+++ Input records
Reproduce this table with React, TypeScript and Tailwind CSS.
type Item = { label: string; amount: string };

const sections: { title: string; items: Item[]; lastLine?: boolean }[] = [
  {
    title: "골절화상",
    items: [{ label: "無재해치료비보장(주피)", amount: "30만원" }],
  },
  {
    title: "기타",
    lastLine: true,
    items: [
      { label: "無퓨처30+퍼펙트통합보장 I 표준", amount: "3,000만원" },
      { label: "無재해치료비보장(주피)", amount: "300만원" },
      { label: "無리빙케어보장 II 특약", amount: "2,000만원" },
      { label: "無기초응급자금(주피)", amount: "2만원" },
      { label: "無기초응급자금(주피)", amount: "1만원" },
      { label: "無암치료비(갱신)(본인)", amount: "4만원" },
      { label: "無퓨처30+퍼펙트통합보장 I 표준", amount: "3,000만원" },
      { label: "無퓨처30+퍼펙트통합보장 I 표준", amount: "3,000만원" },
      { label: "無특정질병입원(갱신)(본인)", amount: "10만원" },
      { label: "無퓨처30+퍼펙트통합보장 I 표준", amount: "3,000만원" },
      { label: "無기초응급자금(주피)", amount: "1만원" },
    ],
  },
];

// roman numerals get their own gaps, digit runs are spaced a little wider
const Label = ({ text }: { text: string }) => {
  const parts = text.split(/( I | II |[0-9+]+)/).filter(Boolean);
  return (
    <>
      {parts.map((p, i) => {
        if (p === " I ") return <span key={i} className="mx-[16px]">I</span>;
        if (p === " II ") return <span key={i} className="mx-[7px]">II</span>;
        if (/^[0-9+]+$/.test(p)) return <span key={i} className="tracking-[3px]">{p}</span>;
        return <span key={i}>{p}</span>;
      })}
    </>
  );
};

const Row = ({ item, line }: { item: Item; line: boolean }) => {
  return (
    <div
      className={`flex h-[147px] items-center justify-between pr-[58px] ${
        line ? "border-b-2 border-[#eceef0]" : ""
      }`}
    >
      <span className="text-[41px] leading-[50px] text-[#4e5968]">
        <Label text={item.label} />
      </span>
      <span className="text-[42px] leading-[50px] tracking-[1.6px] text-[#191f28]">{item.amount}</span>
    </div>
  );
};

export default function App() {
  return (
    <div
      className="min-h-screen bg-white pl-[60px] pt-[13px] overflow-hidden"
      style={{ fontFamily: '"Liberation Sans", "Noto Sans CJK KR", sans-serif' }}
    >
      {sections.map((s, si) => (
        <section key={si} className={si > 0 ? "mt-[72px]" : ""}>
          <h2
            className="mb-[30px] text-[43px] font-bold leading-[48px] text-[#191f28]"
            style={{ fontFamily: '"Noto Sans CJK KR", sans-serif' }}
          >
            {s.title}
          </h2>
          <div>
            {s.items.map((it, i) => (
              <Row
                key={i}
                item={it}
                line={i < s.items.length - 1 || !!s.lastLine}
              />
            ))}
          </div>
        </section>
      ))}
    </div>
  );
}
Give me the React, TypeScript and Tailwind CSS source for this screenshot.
++++++
▸ **Task directions**: Copy out the whole listing exactly.

▸ **Task answer**:
Reproduce this table with React, TypeScript and Tailwind CSS.
type Item = { label: string; amount: string };

const sections: { title: string; items: Item[]; lastLine?: boolean }[] = [
  {
    title: "골절화상",
    items: [{ label: "無재해치료비보장(주피)", amount: "30만원" }],
  },
  {
    title: "기타",
    lastLine: true,
    items: [
      { label: "無퓨처30+퍼펙트통합보장 I 표준", amount: "3,000만원" },
      { label: "無재해치료비보장(주피)", amount: "300만원" },
      { label: "無리빙케어보장 II 특약", amount: "2,000만원" },
      { label: "無기초응급자금(주피)", amount: "2만원" },
      { label: "無기초응급자금(주피)", amount: "1만원" },
      { label: "無암치료비(갱신)(본인)", amount: "4만원" },
      { label: "無퓨처30+퍼펙트통합보장 I 표준", amount: "3,000만원" },
      { label: "無퓨처30+퍼펙트통합보장 I 표준", amount: "3,000만원" },
      { label: "無특정질병입원(갱신)(본인)", amount: "10만원" },
      { label: "無퓨처30+퍼펙트통합보장 I 표준", amount: "3,000만원" },
      { label: "無기초응급자금(주피)", amount: "1만원" },
    ],
  },
];

// roman numerals get their own gaps, digit runs are spaced a little wider
const Label = ({ text }: { text: string }) => {
  const parts = text.split(/( I | II |[0-9+]+)/).filter(Boolean);
  return (
    <>
      {parts.map((p, i) => {
        if (p === " I ") return <span key={i} className="mx-[16px]">I</span>;
        if (p === " II ") return <span key={i} className="mx-[7px]">II</span>;
        if (/^[0-9+]+$/.test(p)) return <span key={i} className="tracking-[3px]">{p}</span>;
        return <span key={i}>{p}</span>;
      })}
    </>
  );
};

const Row = ({ item, line }: { item: Item; line: boolean }) => {
  return (
    <div
      className={`flex h-[147px] items-center justify-between pr-[58px] ${
        line ? "border-b-2 border-[#eceef0]" : ""
      }`}
    >
      <span className="text-[41px] leading-[50px] text-[#4e5968]">
        <Label text={item.label} />
      </span>
      <span className="text-[42px] leading-[50px] tracking-[1.6px] text-[#191f28]">{item.amount}</span>
    </div>
  );
};

export default function App() {
  return (
    <div
      className="min-h-screen bg-white pl-[60px] pt-[13px] overflow-hidden"
      style={{ fontFamily: '"Liberation Sans", "Noto Sans CJK KR", sans-serif' }}
    >
      {sections.map((s, si) => (
        <section key={si} className={si > 0 ? "mt-[72px]" : ""}>
          <h2
            className="mb-[30px] text-[43px] font-bold leading-[48px] text-[#191f28]"
            style={{ fontFamily: '"Noto Sans CJK KR", sans-serif' }}
          >
            {s.title}
          </h2>
          <div>
            {s.items.map((it, i) => (
              <Row
                key={i}
                item={it}
                line={i < s.items.length - 1 || !!s.lastLine}
              />
            ))}
          </div>
        </section>
      ))}
    </div>
  );
}
Give me the React, TypeScript and Tailwind CSS source for this screenshot.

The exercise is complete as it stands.